Trumpet players have been around since the beginning of time and according to some they were involved in the process of creating the world as we know it. Some people think that anyone and everyone can play the trumpet, but this is not the case. Sure you see young people attempting to play trumpet, but do they ever really get much more than a toot out of the instrument, I think not. It takes a God to master the trumpet. In fact it takes more than a God to master the trumpet, seeing as He was only 4th chair in the Galactic Brass Band]].
As the above paragraph suggests, trumpet players have egos larger than their instruments. Most of them take pride in this and are completely unaware people are actually making fun of them behind their backs. Most first trumpet players perceive themselves as God's gift to the band.

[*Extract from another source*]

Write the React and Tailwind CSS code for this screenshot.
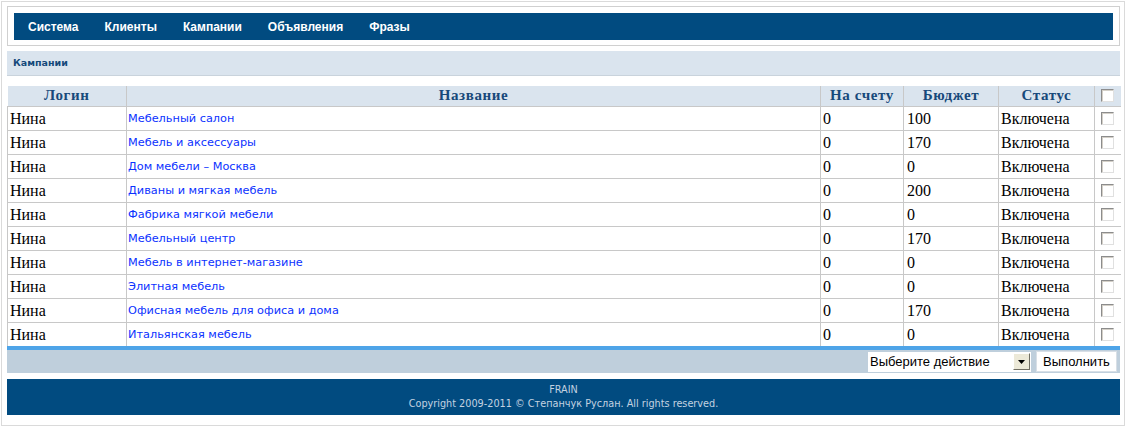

Tell tale marks of the trumpet player
- Trumpet lip: All trumpet players, no matter who they are, have trumpet lip. Depending on how frequently you practice, it will be more and more prominent. It is essentially a semi-circle on the upper lip that never goes away. This mark is usually a dead giveaway that you are a trumpeter.
- Hand and finger deformities: Playing the trumpet is hard, even for the trumpet Gods. When the playing gets intense a death grip is put on the trumpet. This grip is powerful enough to crush coal into diamonds and causes deformities to the hand. The most common location of these deformities is on the pinky, but it can be found in other regions. Also, in some cases, the lacquer comes off on the valve casings, thus causing blue-ish green discoloration on the left pointer and middle fingers.
Alas, there is a place that only true trumpet players can go. It is called trumpet land. Whenever you see a trumpet player stare out into empty space for no apparent reason, his mind is in trumpet land. Whenever a trumpet player is late to a show it is most likely because he got distracted by something awesome in trumpet land. Trumpet land is not to be confused with Neverland. Though in both places no one ever grows up, trumpet land involves little to no child molestation. Several other musicians have tried to create such lands, but they all lacked the divine spark to do so. The only non-trumpets ever to make it into trumpet land were a group of tuba players (also Gods) who called themselves the Tubby Tuba's Association. They were let in by the trumpets in order to organize battle tactics against the woodwinds.